The Centre of the Universe (B)
The Centre of The Universe, staged between the taps and front windows of everybody’s favourite dive bar, “The Lab” is a gripping telling of the post-internet apocalypse. It builds steadily to its genuinely frightening and shocking climax on the shoulders of a couple of strong performances. Lea Russel and Michael Orlando move the show forward, taking care of their significant stage presences and showcasing their anxiety without getting circus-like or ridiculous. Because “The Lab” is so small, the actor-to-audience transfer of emotion is 1:1. It really feels like you’re sitting in the play! Russel and Orlando play opposite Mark Paci and Amy Marie Wallace who, boogie-trapped by a heavy-handed script – are reduced to caricatures whose choices blend to the background. The show is hampered by long periods of inner monologue, made audible by a crackly, too-quiet PA. The cast, though, bears the clumsy script with grace and makes the most of their opportunities to react to each other. Alexis Hancey’s frenetic entrance into the world of the play forces each character to examine the ways in which they have changed since the end of the world. Her catalytic presence forces the rusty derailer that moderates the gears of the show to finally budge. It becomes quite exciting to watch her irrational tours of force disturb the other characters on stage, who shake some of the sediment from their blocking and make some great decisions. Truly, director Omar Hady and his talented cast are able to elevate the middling script so that sitting in the lab, shoulder-to-should, cramped, craving motion, did really feel as tense as the end of the world.
Slut (F)
Slut, written, and performed by Erin Thompson and Robert Steven Wilkinson, staged at The Annex Theatre, is a bizarre musical caught between being a sob story, and a plea for a partner told by an exhibitionist with some kind of god complex. The show is a collection of songs and monologues about Thompson’s love-life. The implicit premise of the show is that we, the audience, take exception to the fact that she’s promiscuous and happy. Unfortunately, if you don’t take exception to that fact – like much of the audience last night – the show never really answers the question that theatre faces so bluntly: why should I care?

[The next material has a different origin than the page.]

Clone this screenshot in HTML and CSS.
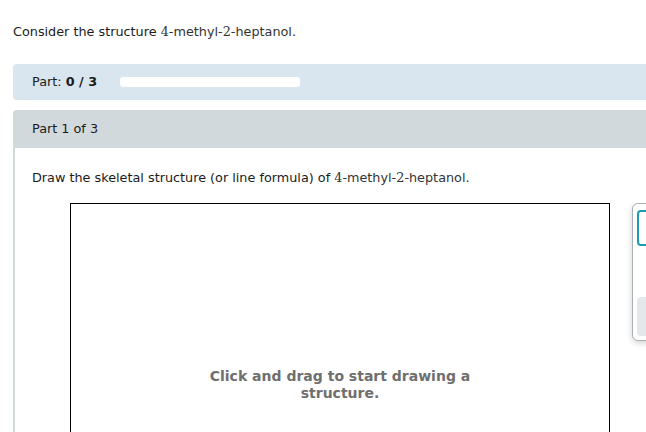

Also, strangely, she doesn’t even seem that promiscuous, characterized with prudish choreography and a teenaged excitement about saying the word “penis.” With an audibly buzzing sound system, poor singing and dithering dancing, Slut was hard to sit through. Even the costuming was a little painful. With many an ill-fitting wig slapped over her own braided hair, Thompson shimmies in and out of several outfits, on stage. She’s wearing, as a base layer, though, a kind of smock that is designed – maybe – to look like a toga. I never really connected the dots as to what the classical connection was and the creases it created in her top layers were quite distracting. And perhaps the weirdest moment of all, as if we weren’t expecting it from the beginning, as Slut ends, Thompson hurriedly gets naked on stage. Then she just stands there, drinking a beer with Wilkinson. In my limited view, Thompson has really missed the mark on the use of nudity to emphasize a point or embody a theme – though several older gentleman sitting nearby seemed not to mind. Thompson seems to just want everybody to see her naked. That’s fine; it’s just not interesting theatre.
Flip the Table (A)
Flip the Table is an installation art piece in the Fringe Tent by Honest Ed’s. For a price, you can smash a table, carefully set by several talented Theatre Technicians running the booth. The more you spend, the more glassware there is on the table. Not much of an actor, myself, a companion and I set about improvising a horrible date that ended with a lot of glass on the deck. We didn’t improvise for too long before I’d flipped a stemmed glass off the table, to the back wall of the booth and my “date” had smashed her plate to smithereens. Excited, I lost the thread of the scene and just yelled “table.” Over it went, with great satisfaction and energy. Particularly engaging, Flip the Table lives up to its name and is a boat-load of fun. It’s exciting to have technicians represented in such a concrete way at the festival…and to smash all that Ikea Glassware you’ve been hoping to smash for so long!